The buy-low window is clearly shut on Riley at this point, but if you have an attractive opportunity to acquire the young outfielder -- especially in any kind of keeper format -- he is worth slightly overpaying for.

Add Casey Mize

Casey Mize (44% rostered in Yahoo leagues) - After scuffling through three of his first four Major League appearances, Mize is now on a streak of five consecutive quality starts, picking up two wins along the way despite playing with one of the worst offenses in baseball.

Mize has always had the pedigree to become a future ace, as he was MLB's fifth-ranked prospect entering 2020 and was drafted first overall out of Auburn in the summer of 2018. He is certainly already paying dividends for the Detroit Tigers, but is it sustainable? And what is in Mize's arsenal that has helped achieve his recent string of success?

The first thing that stands out about Mize is his devastating split-finger fastball. According to Baseball Savant, it is a pitch only thrown by 16 MLB starters with any consistency, and Mize's is the seventh-fastest at 87.1 MPH. Opponents are only slugging .382 against the pitch this year, mostly due to movement that is unlike any other pitch most batters have seen. Mize's splitter has the most vertical movement versus the average pitch of any starter this year -- even greater than established split-finger masters like Nathan Eovaldi and Kenta Maeda.
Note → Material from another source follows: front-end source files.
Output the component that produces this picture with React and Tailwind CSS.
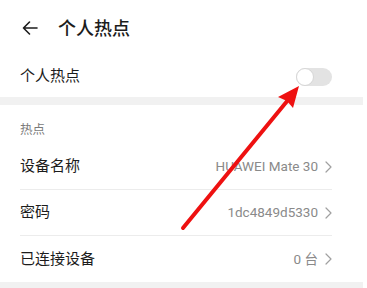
const font = { fontFamily: '"Roboto", "Noto Sans CJK SC", sans-serif' }

function Chevron() {
  return (
    <svg width="7" height="12" viewBox="0 0 7 12" fill="none" stroke="#a0a0a0" strokeWidth="1.2" strokeLinecap="round" strokeLinejoin="round">
      <path d="M1 1l5 5-5 5" />
    </svg>
  )
}

function Toggle() {
  return (
    <div className="w-[36px] h-[18px] rounded-full bg-[#e3e3e3] relative">
      <div className="absolute left-0 top-0 w-[18px] h-[18px] rounded-full bg-white border border-[#d6d6d6]" />
    </div>
  )
}

function Row({ label, value, last }) {
  return (
    <div className="pl-5 pr-[31px]">
      <div className={`h-[46px] flex items-center justify-between ${last ? '' : 'border-b border-[#ececec]'}`}>
        <span className="text-[15px] text-[#1c1c1c]">{label}</span>
        <span className="flex items-center gap-[7px] text-[13.5px] text-[#8a8a8a]">
          {value}
          <Chevron />
        </span>
      </div>
    </div>
  )
}

export default function App() {
  return (
    <div className="w-[367px] h-[288px] bg-white overflow-hidden relative" style={font}>
      <div className="w-[363px] flex flex-col">
        {/* header */}
        <div className="h-[56px] flex items-center pl-[22px] gap-[20px]">
          <svg width="16" height="14" viewBox="0 0 16 14" fill="none" stroke="#1c1c1c" strokeWidth="1.6" strokeLinecap="round" strokeLinejoin="round">
            <path d="M15 7H1.5M7.5 1L1.5 7l6 6" />
          </svg>
          <span className="text-[18px] font-medium text-[#1c1c1c]">个人热点</span>
        </div>

        <div className="h-[41px] flex items-center justify-between pl-5 pr-[31px]">
          <span className="text-[15px] text-[#1c1c1c]">个人热点</span>
          <Toggle />
        </div>

        <div className="h-[8px] bg-[#f1f1f1]" />

        <div className="h-[41px] pl-5 pt-[17px]">
          <span className="block text-[12.5px] leading-[16px] text-[#7a7a7a]">热点</span>
        </div>

        <div className="-mt-[2px]">
          <Row label="设备名称" value="HUAWEI Mate 30" />
          <Row label="密码" value="1dc4849d5330" />
          <Row label="已连接设备" value="0 台" last />
        </div>

        <div className="h-[10px] bg-[#f1f1f1]" />
      </div>

      {/* annotation arrow */}
      <svg className="absolute left-0 top-0 pointer-events-none" width="367" height="288" viewBox="0 0 367 288">
        <line x1="183" y1="228" x2="288" y2="100" stroke="#ee1111" strokeWidth="4" strokeLinecap="round" />
        <polygon points="299,86 293,108 287,101 278,97" fill="#ee1111" />
      </svg>
    </div>
  )
}
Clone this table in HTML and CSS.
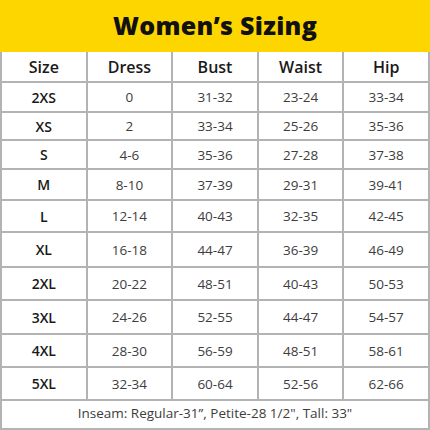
FILE: index.html
```html
<!DOCTYPE html>
<html>
<head>
<meta charset="utf-8">
<link rel="stylesheet" href="styles.css">
</head>
<body>
<div class="chart">
  <div class="title">Women’s Sizing</div>
  <div class="grid">
    <div class="cell head">Size</div><div class="cell head">Dress</div><div class="cell head">Bust</div><div class="cell head">Waist</div><div class="cell head">Hip</div>
    <div class="cell size">2XS</div><div class="cell">0</div><div class="cell">31-32</div><div class="cell">23-24</div><div class="cell">33-34</div>
    <div class="cell size">XS</div><div class="cell">2</div><div class="cell">33-34</div><div class="cell">25-26</div><div class="cell">35-36</div>
    <div class="cell size">S</div><div class="cell">4-6</div><div class="cell">35-36</div><div class="cell">27-28</div><div class="cell">37-38</div>
    <div class="cell size">M</div><div class="cell">8-10</div><div class="cell">37-39</div><div class="cell">29-31</div><div class="cell">39-41</div>
    <div class="cell size">L</div><div class="cell">12-14</div><div class="cell">40-43</div><div class="cell">32-35</div><div class="cell">42-45</div>
    <div class="cell size">XL</div><div class="cell">16-18</div><div class="cell">44-47</div><div class="cell">36-39</div><div class="cell">46-49</div>
    <div class="cell size">2XL</div><div class="cell">20-22</div><div class="cell">48-51</div><div class="cell">40-43</div><div class="cell">50-53</div>
    <div class="cell size">3XL</div><div class="cell">24-26</div><div class="cell">52-55</div><div class="cell">44-47</div><div class="cell">54-57</div>
    <div class="cell size">4XL</div><div class="cell">28-30</div><div class="cell">56-59</div><div class="cell">48-51</div><div class="cell">58-61</div>
    <div class="cell size">5XL</div><div class="cell">32-34</div><div class="cell">60-64</div><div class="cell">52-56</div><div class="cell">62-66</div>
    <div class="cell foot">Inseam: Regular-31”, Petite-28 1/2", Tall: 33"</div>
  </div>
</div>
</body>
</html>
```
FILE: styles.css
```css
html, body {
  margin: 0;
  padding: 0;
  background: #ffffff;
}
.chart {
  width: 430px;
  height: 430px;
  display: flex;
  flex-direction: column;
  font-family: "Open Sans", Lato, sans-serif;
}
.title {
  height: 52px;
  background: #fdd600;
  color: #111111;
  font-weight: 800;
  font-size: 25px;
  letter-spacing: 0.3px;
  display: flex;
  align-items: center;
  justify-content: center;
  padding-bottom: 2px;
  box-sizing: border-box;
}
.grid {
  flex: 1;
  display: grid;
  grid-template-columns: repeat(5, 1fr);
  grid-template-rows: 29px 28px 26px 27px 29px 30px 33px 31px 32px 31px 31px 27px;
  gap: 2px;
  padding: 0 2px 2px 2px;
  background: #b3b3b3;
}
.cell {
  background: #ffffff;
  display: flex;
  align-items: center;
  justify-content: center;
  font-size: 13.5px;
  color: #3d3d3d;
}
.head {
  font-size: 16px;
  font-weight: 600;
  color: #1a1a1a;
}
.size {
  font-weight: 600;
  font-size: 14px;
  color: #1a1a1a;
}
.foot {
  grid-column: 1 / -1;
  font-size: 13.5px;
  color: #3d3d3d;
  padding-bottom: 4px;
}
```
Mize features five different pitches in his arsenal, throwing none of them more than 26.9% of the time. That diverse set of pitches is enough to keep batters off-balance, but he tends to save his best stuff for when the count is in his favor. This display below from Baseball Savant shows which pitch Mize throws in each count, with the green/turquoise color being the splitter.

As you can see, he throws this pitch much more when the count is in his favor (0-2, 1-2, 2-2). And with its above-average movement in on right-handers and massive drop away from all batters, it is quickly becoming one of baseball's wipeout pitches.

If you are in a wins league, Mize gets bumped down a few notches because of the poor run support, but you are in need of elite ratios or quality starts, Mize looks like a keeper for the rest of the season.